What’s so special about Chippewa?
In 1820, shortly after its loss, slavery and piracy were equated and punishable by death under U.S. law. It was clear that many of the perpetrators of one were also guilty of the other. The efforts of the U.S. Navy in the Caribbean, as illustrated by Chippewa, sheds light on this largely unstudied period in the history of slavery and piracy and demonstrates the resolve of the nascent Republic to act in unison with Britain to abolish piracy and slavery.
The fast, sleek, well-armed Chippewa is one of only a handful of U.S. Navy anti-piracy patrol ships whose wreck location is now known. The U.S. Navy never decommissions its ships, even when they are lost in battle or shipwrecked. Knowing that, even before we applied to the Turks & Caicos Department of Environment and Coastal Resources (DECR) for a license to look for the Navy ships we contacted the U.S. Navy Historical Center to tell them of our intentions. With their blessing for our successful search, we were also given a permit to collect diagnostic or fragile artifacts from the site should it be necessary to help with its identification.

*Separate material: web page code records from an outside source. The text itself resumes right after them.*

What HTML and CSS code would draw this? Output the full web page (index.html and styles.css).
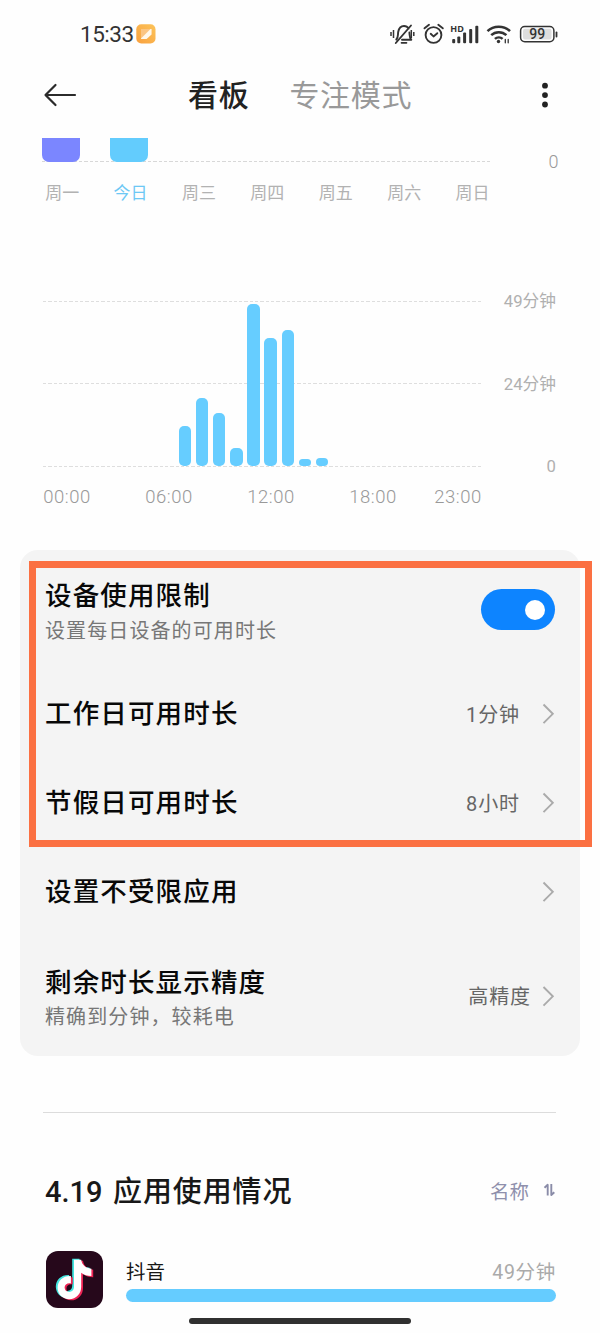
FILE: index.html
```html
<!DOCTYPE html>
<html lang="zh-CN">
<head>
<meta charset="utf-8">
<title>看板</title>
<link rel="stylesheet" href="styles.css">
</head>
<body>
<div class="screen">
  <div class="status">
    <span class="clock">15:33</span>
    <svg class="note" width="20" height="20" viewBox="0 0 20 20"><defs><linearGradient id="ng" x1="1" y1="0" x2="0" y2="1"><stop offset="0" stop-color="#fcc45a"/><stop offset="1" stop-color="#f9a03e"/></linearGradient></defs><rect x=".3" y=".3" width="19.2" height="19.2" rx="5" fill="url(#ng)"/><path d="M5 5h10.500v5.500l-5 4.500H5z" fill="#fbc582"/><path d="M5 14.500L14.500 5h1v5.500l-5 4.500H5z" fill="#fff8ea"/></svg>
    <svg class="sysicons" width="170" height="26" viewBox="0 0 170 26" fill="none" stroke="#333" stroke-width="1.900" stroke-linecap="round" stroke-linejoin="round">
      <path d="M6.300 18.500C8.500 16 7.700 14 8.200 11c.7-4 3-6 5.800-6 2 0 3.600.9 4.600 2.600M12 18.800h9.300c-1.900-2.300-1.600-4-1.900-7.300M5.800 22 21 4.500"/>
      <path d="M11.500 21.800h5" stroke-width="1.700"/>
      <path d="M1 11v4M3.500 9v8M21.300 9v8M23.800 11v4" stroke-width="1.500" stroke-linecap="butt"/>
      <circle cx="43.500" cy="14" r="7.900"/><path d="m40.700 12.800 2.800 2.600 3.800-3.200M34.500 7.300l4.500-3.500M52.800 7.300l-4.500-3.500"/>
      <g stroke="none" fill="#333"><rect x="62.200" y="18" width="3" height="4.200" rx="1"/><rect x="67.300" y="15.500" width="3" height="6.700" rx="1"/><rect x="73.100" y="11.500" width="3" height="10.700" rx="1"/><rect x="79.200" y="8" width="3" height="14.200" rx="1"/><rect x="85.300" y="4.800" width="3" height="17.400" rx="1"/></g>
      <text class="hd" x="60.300" y="10.600">HD</text>
      <path d="M97.500 10.200c6-6 16.500-6 22.500 0M101.200 14.200c4.200-4 11-4 15.200 0M104.900 17.900c2.300-2 5.600-2 7.700 0" stroke-width="2.500" stroke-linecap="butt"/><circle cx="108.500" cy="20.500" r="1.700" fill="#333" stroke="none"/>
      <path d="M115.300 18.500v3.300M118.200 18.500v3.300" stroke-width="1.300"/>
      <rect x="130.600" y="5.500" width="33.300" height="15.200" rx="4.200" stroke-width="1.500"/><rect x="133" y="7.800" width="28.500" height="10.600" rx="2" fill="#dedede" stroke="none"/><path d="M166.500 11.500v4" stroke-width="1.800"/>
      <text class="pct" x="147.200" y="18" text-anchor="middle">99</text>
    </svg>
  </div>
  <header class="top">
    <svg class="back" width="36" height="26" viewBox="0 0 36 26" fill="none" stroke="#2b2b2b" stroke-width="2.200" stroke-linecap="round" stroke-linejoin="round"><path d="M33 13H3.500M13.500 3 3.500 13l10 10"/></svg>
    <h1 class="tab">看板</h1>
    <span class="tab tab-off">专注模式</span>
    <svg class="more" width="8" height="28" viewBox="0 0 8 28" fill="#222"><circle cx="4" cy="4.700" r="2.900"/><circle cx="4" cy="14.100" r="2.900"/><circle cx="4" cy="23.500" r="2.900"/></svg>
  </header>
  <section class="week">
    <div class="week-plot"><div class="week-bars"><span><i class="wbar violet"></i></span><span><i class="wbar"></i></span></div><b class="week-zero">0</b></div>
    <div class="week-days"><span>周一</span><span class="today">今日</span><span>周三</span><span>周四</span><span>周五</span><span>周六</span><span>周日</span></div>
  </section>
  <section class="hours">
    <div class="hour-row">
      <div class="plot">
        <i class="hbar" style="height:40px"></i><i class="hbar" style="height:68px"></i><i class="hbar" style="height:53px"></i><i class="hbar" style="height:18px"></i><i class="hbar" style="height:162px"></i><i class="hbar" style="height:128.500px"></i><i class="hbar" style="height:136px"></i><i class="hbar" style="height:7px"></i><i class="hbar" style="height:8.500px"></i>
      </div>
      <div class="scale"><span>49分钟</span><span>24分钟</span><span>0</span></div>
    </div>
    <div class="ticks"><span>00:00</span><span>06:00</span><span>12:00</span><span>18:00</span><span>23:00</span></div>
  </section>
  <section class="card">
    <div class="row tall"><div class="label"><strong>设备使用限制</strong><small>设置每日设备的可用时长</small></div><span class="switch"><i></i></span></div>
    <div class="row"><strong>工作日可用时长</strong><span class="value">1分钟</span><svg class="chev wide" width="14" height="24" viewBox="0 0 14 24"><path d="m2.500 2.500 9.300 9.300-9.300 9.300"/></svg></div>
    <div class="row"><strong>节假日可用时长</strong><span class="value">8小时</span><svg class="chev wide" width="14" height="24" viewBox="0 0 14 24"><path d="m2.500 2.500 9.300 9.300-9.300 9.300"/></svg></div>
    <div class="row"><strong>设置不受限应用</strong><span class="value"></span><svg class="chev" width="14" height="24" viewBox="0 0 14 24"><path d="m2.500 2.500 9.300 9.300-9.300 9.300"/></svg></div>
    <div class="row last"><div class="label"><strong>剩余时长显示精度</strong><small>精确到分钟，较耗电</small></div><span class="value">高精度</span><svg class="chev" width="14" height="24" viewBox="0 0 14 24"><path d="m2.500 3 9.300 9.300-9.300 9.300"/></svg></div>
    <div class="highlight"></div>
  </section>
  <hr class="rule">
  <div class="usage-head"><h2><span class="date">4.19</span>应用使用情况</h2><span class="sort">名称</span>
    <svg width="13" height="14" viewBox="0 0 13 14" fill="none" stroke="#8a8ca8" stroke-width="1.900" stroke-linejoin="round"><path d="M1.500 4.800 4.700 1.800V12.500M8.300 1v11l3-2.800"/></svg></div>
  <div class="app">
    <svg class="appicon" width="57" height="57" viewBox="0 0 57 57"><rect width="57" height="57" rx="12" fill="#26081b"/><defs><path id="nt" d="M26.800 8.500h7.200c.7 5 4 8.300 10.200 9v7.400c-4 0-7.400-1.200-10.200-3.300v14c0 7-5 12.400-12 12.400-6.400 0-11.600-5-11.600-11.500 0-7 5.600-12 13.300-11.600v7.300c-3.600-.7-6.300 1.200-6.300 4.200 0 2.500 2 4.400 4.500 4.400 3 0 4.900-2 4.900-5.400z"/></defs><use href="#nt" x="-.6" y="-.8" fill="#42e5df"/><use href="#nt" x="3" y="1.300" fill="#ee2455"/><use href="#nt" x="1.200" y=".2" fill="#fff"/></svg>
    <div class="app-info"><div class="app-line"><span>抖音</span><span class="time">49分钟</span></div><div class="meter"></div></div>
  </div>
  <div class="home"></div>
</div>
</body>
</html>
```
FILE: styles.css
```css
* { box-sizing: border-box; }
body { margin: 0; background: #fefefe; font-family: Roboto, "Noto Sans CJK SC", sans-serif; color: #111; }
.screen { width: 600px; height: 1333px; overflow: hidden; display: flex; flex-direction: column; position: relative; }
i { display: block; }
.status { height: 67px; padding: 0 34px 0 80px; display: flex; align-items: center; flex: none; }
.clock { font-size: 22.500px; line-height: 30px; color: #333; width: 56px; letter-spacing: -.5px; white-space: nowrap; }
.sysicons { margin-left: auto; margin-right: 6px; }
.hd { font: 700 9px "Open Sans", sans-serif; fill: #333; stroke: none; }
.pct { font: 500 14px Roboto, sans-serif; fill: #333; stroke: none; }
.top { height: 71px; padding: 0 51px 15px 42px; display: flex; align-items: center; flex: none; }
.tab { margin: 2px 0 0 110px; font-size: 30px; line-height: 44px; font-weight: 500; letter-spacing: .7px; color: #222; }
.tab-off { margin-left: 40px; color: #999; font-weight: 400; }
.more { margin-left: auto; }
.week { height: 163px; flex: none; padding-left: 28px; }
.week-plot { display: flex; height: 24px; margin-left: 13.500px; }
.week-bars { width: 448px; display: flex; gap: 30.600px; background: repeating-linear-gradient(90deg, #d8d8d8 0 3.300px, transparent 3.300px 5.300px) 0 23px / 100% 1px no-repeat; }
.wbar { width: 38px; height: 24px; border-radius: 0 0 7px 7px; background: #63ccfd; }
.wbar.violet { background: #7b86ff; }
.week-zero { width: 69px; text-align: right; font-weight: 300; font-size: 18px; line-height: 48px; color: #999; }
.week-days { display: grid; grid-template-columns: repeat(7, 68.400px); margin-top: 18px; font-size: 17px; line-height: 26px; text-align: center; color: #b2b2b2; }
.today { color: #6dc8f5; }
.hours { height: 249px; flex: none; padding-left: 43px; color: #b0b0b0; }
.hour-row { display: flex; height: 166px; }
.plot { width: 438px; padding: 0 0 1px 136px; display: flex; align-items: flex-end; gap: 4.800px; background:
  repeating-linear-gradient(90deg, #dedede 0 3.300px, transparent 3.300px 5.300px) 0 0 / 100% 1px no-repeat,
  repeating-linear-gradient(90deg, #dedede 0 3.300px, transparent 3.300px 5.300px) 0 82px / 100% 1px no-repeat,
  repeating-linear-gradient(90deg, #dedede 0 3.300px, transparent 3.300px 5.300px) 0 165px / 100% 1px no-repeat; }
.hbar { width: 12.300px; flex: none; border-radius: 5px; background: #66cdff; }
.scale { width: 75px; height: 191px; margin-top: -12px; display: flex; flex-direction: column; justify-content: space-between; text-align: right; line-height: 26px; font-size: 16.700px; }
.ticks { display: grid; grid-template-columns: repeat(5, 48px); column-gap: 54px; margin-top: 17px; font-size: 18.500px; font-weight: 300; color: #999; line-height: 26px; letter-spacing: .5px; text-align: center; white-space: nowrap; }
.ticks span:last-child { margin-left: -17px; margin-right: 17px; }
.card { position: relative; width: 560px; height: 506px; margin-left: 20px; flex: none; border-radius: 18px; background: #f4f4f4; padding: 0 25px; }
.row { height: 89px; display: flex; align-items: center; }
.row.tall { height: 119px; justify-content: space-between; }
.row.last { height: 120px; }
.label { display: flex; flex-direction: column; margin-top: 4px; }
strong { font-size: 26.500px; line-height: 38px; font-weight: 500; letter-spacing: 1.150px; color: #080808; margin-top: 1px; }
.label strong { margin-top: 0; }
.label small { font-size: 20px; line-height: 30px; letter-spacing: 1.100px; color: #777; }
.tall small { margin-top: 1px; }
.value { margin-left: auto; font-size: 20px; line-height: 30px; letter-spacing: .9px; color: #666; margin-top: 2px; }
.chev { margin-left: 10px; fill: none; stroke: #aaa; stroke-width: 1.900; }
.chev.wide { margin-left: 21px; }
.switch { width: 74px; height: 41px; border-radius: 21px; background: #0d84ff; padding: 10.500px; display: flex; justify-content: flex-end; }
.switch i { width: 20px; height: 20px; border-radius: 50%; background: #fff; }
.highlight { position: absolute; left: 9px; top: 11px; width: 563px; height: 286px; border: 7px solid #fb7042; }
.rule { width: 513px; height: 1px; border: 0; background: #dcdcdc; margin: 56px 0 55px 43px; flex: none; }
.usage-head { height: 44px; padding: 0 44px 0 45px; display: flex; align-items: center; flex: none; }
.usage-head h2 { margin: 3px 0 0; display: flex; font-size: 29px; line-height: 44px; font-weight: 500; letter-spacing: .9px; color: #181818; }
.date { width: 68px; letter-spacing: 0; }
.sort { margin-left: auto; margin-right: 14px; font-size: 19.500px; color: #8f90ac; }
.app { display: flex; gap: 23px; padding: 0 44px 0 46px; margin-top: 39px; flex: none; }
.app-info { flex: 1; padding-top: 8px; }
.app-line { display: flex; justify-content: space-between; font-size: 19.500px; line-height: 28px; color: #161616; }
.time { color: #aaa; letter-spacing: .7px; }
.meter { height: 13px; margin-top: 2px; border-radius: 7px; background: #65ccff; }
.home { position: absolute; left: 189px; top: 1318px; width: 222px; height: 6px; border-radius: 3px; background: #303030; }
```
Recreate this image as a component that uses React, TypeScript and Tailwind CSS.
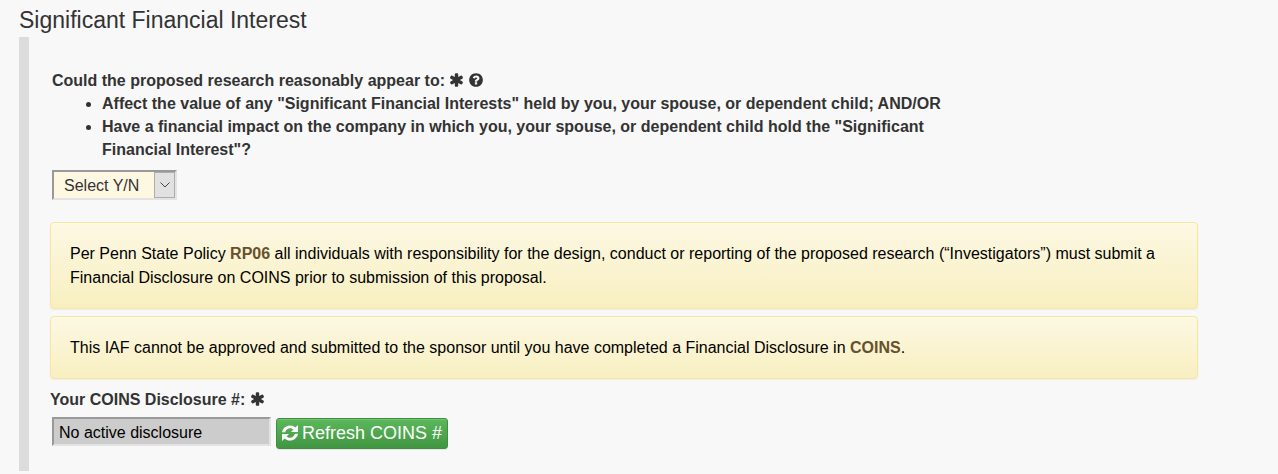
import type { ReactNode } from 'react';

type IconProps = { className: string; label?: string };

function AsteriskIcon({ className, label }: IconProps) {
  return (
    <svg viewBox="0 0 1664 1792" fill="currentColor" className={className} role="img" aria-label={label}>
      <path d="M1482 1050q46 26 59.5 77.5T1529 1225l-64 110q-26 46-77.5 59.5T1290 1382l-266-153v307q0 52-38 90t-90 38H768q-52 0-90-38t-38-90v-307l-266 153q-46 26-97.5 12.5T199 1335l-64-110q-26-46-12.5-97.5T182 1050l266-154-266-154q-46-26-59.5-77.5T135 567l64-110q26-46 77.5-59.5T374 410l266 153V256q0-52 38-90t90-38h128q52 0 90 38t38 90v307l266-153q46-26 97.5-12.5T1465 457l64 110q26 46 12.5 97.5T1482 742l-266 154z" />
    </svg>
  );
}

function HelpIcon({ className, label }: IconProps) {
  return (
    <svg viewBox="0 0 1536 1792" fill="currentColor" className={className} role="img" aria-label={label}>
      <path d="M896 1376v-192q0-14-9-23t-23-9H672q-14 0-23 9t-9 23v192q0 14 9 23t23 9h192q14 0 23-9t9-23zm256-672q0-88-55.5-163T958 425t-170-41q-243 0-371 213-15 24 8 42l132 100q7 6 19 6 16 0 25-12 53-68 86-92 34-24 86-24 48 0 85.5 26t37.5 59q0 38-20 61t-68 45q-63 28-115.500 86.500T640 1020v36q0 14 9 23t23 9h192q14 0 23-9t9-23q0-19 21.500-49.500T972 957q32-18 49-28.500t46-35 44.500-48 28-60.500 12.500-81zm384 192q0 209-103 385.500T1153.500 1561 768 1664t-385.500-103T103 1281.500 0 896t103-385.500T382.500 231 768 128t385.500 103T1433 510.500 1536 896z" />
    </svg>
  );
}

const ARROW = 'M0 7.200C.6 3.400 3.900.4 8 .4c2.100 0 4 .8 5.400 2.100L16 0v7H9l2.400-2.400C10.500 3.700 9.300 3.200 8 3.200c-2.400 0-4.400 1.700-4.900 4z';

function RefreshIcon({ className }: IconProps) {
  return (
    <svg viewBox="0 0 16 16" fill="currentColor" className={className} aria-hidden="true">
      <path d={ARROW} />
      <path d={ARROW} transform="rotate(180 8 8)" />
    </svg>
  );
}

function Notice({ children }: { children: ReactNode }) {
  return (
    <div className="rounded border border-[#f5e79e] bg-linear-to-b from-[#fcf8e3] to-[#f8efc0] px-[19px] pt-[19px] pb-[18px] leading-6 text-black shadow-[inset_0_1px_0_rgba(255,255,255,0.25),0_1px_2px_rgba(0,0,0,0.05)]">
      {children}
    </div>
  );
}

function NoticeLink({ children }: { children: ReactNode }) {
  return (
    <a href="#" className="font-bold text-[#66512c]">
      {children}
    </a>
  );
}

export default function App() {
  return (
    <main className="bg-[#f8f8f8] pt-1 pr-20 pb-1 pl-[19px] font-['Liberation_Sans',Arial,sans-serif] text-base text-[#333]">
      <h1 className="text-[23px] leading-[33px]">Significant Financial Interest</h1>
      <section className="border-l-10 border-[#dcdcdc] pt-8 pb-[22px] pl-[21px]">
        <div className="max-w-[910px] pl-[2px] leading-[23px] font-bold">
          <label htmlFor="appearance">
            Could the proposed research reasonably appear to:{' '}
            <AsteriskIcon className="inline h-4 w-[15px] align-[-2px]" label="required" />{' '}
            <HelpIcon className="inline h-4 w-[14px] align-[-2px]" label="help" />
          </label>
          <ul className="list-disc pl-[50px]">
            <li>
              Affect the value of any "Significant Financial Interests" held by you, your spouse, or dependent child;
              AND/OR
            </li>
            <li>
              Have a financial impact on the company in which you, your spouse, or dependent child hold the
              "Significant Financial Interest"?
            </li>
          </ul>
        </div>
        <div className="mt-[9px] ml-[2px] grid w-[125px] border-2 border-t-[#999] border-r-[#e3e3e3] border-b-[#e3e3e3] border-l-[#999]">
          <select
            id="appearance"
            className="col-start-1 row-start-1 h-[26px] appearance-none bg-[#fef8e2] pt-[2px] pl-[10px] outline-none"
          >
            <option>Select Y/N</option>
            <option>Yes</option>
            <option>No</option>
          </select>
          <span className="pointer-events-none col-start-1 row-start-1 flex w-[21px] items-center justify-center justify-self-end border border-[#adadad] bg-[#e1e1e1]">
            <svg viewBox="0 0 10 6" className="h-[6px] w-[10px]" fill="none" stroke="#444" aria-hidden="true">
              <path d="M.5.5 5 5 9.500.5" />
            </svg>
          </span>
        </div>
        <div className="mt-[22px] grid gap-[7px]">
          <Notice>
            Per Penn State Policy <NoticeLink>RP06</NoticeLink> all individuals with responsibility for the design,
            conduct or reporting of the proposed research (“Investigators”) must submit a Financial Disclosure on COINS
            prior to submission of this proposal.
          </Notice>
          <Notice>
            This IAF cannot be approved and submitted to the sponsor until you have completed a Financial Disclosure in{' '}
            <NoticeLink>COINS</NoticeLink>.
          </Notice>
        </div>
        <label htmlFor="disclosure" className="mt-[9px] block leading-[23px] font-bold">
          Your COINS Disclosure #: <AsteriskIcon className="inline h-4 w-[15px] align-[-2px]" label="required" />
        </label>
        <div className="mt-[6px] flex items-start gap-[5px] pl-[2px]">
          <input
            id="disclosure"
            readOnly
            value="No active disclosure"
            className="h-[29px] w-[219px] border-2 border-t-[#999] border-r-[#e3e3e3] border-b-[#e3e3e3] border-l-[#999] bg-[#ccc] px-[5px] pt-[2px] text-black outline-none"
          />
          <button
            type="button"
            className="mt-px flex h-[31px] items-center gap-1 rounded-[3px] border border-[#3e8f3e] bg-linear-to-b from-[#5cb85c] to-[#419641] px-[5px] pb-[2px] text-lg text-white shadow-[inset_0_1px_0_rgba(255,255,255,0.15),0_1px_1px_rgba(0,0,0,0.075)]"
          >
            <RefreshIcon className="size-4" />
            Refresh COINS #
          </button>
        </div>
      </section>
    </main>
  );
}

And what about the other Navy vessel, the schooner Onkahye? We ran out of time before we could investigate a suspicious target detected by the magnetometer team a mile or two away from the Chippewa site, but we have every intention of returning next summer to continue the search. At some point in the not too distant future, after the National Museum establishes itself on Provo and with the approval of the U.S. Navy and the DECR, it may prove worthwhile to raise and conserve artifacts from Chippewa and Onkahye and put them on display along with those from the slave ship Trouvadore to help tell the story of the part the Turks & Caicos Islands played in the international struggle to stamp out piracy and slavery and restore peace on the high seas.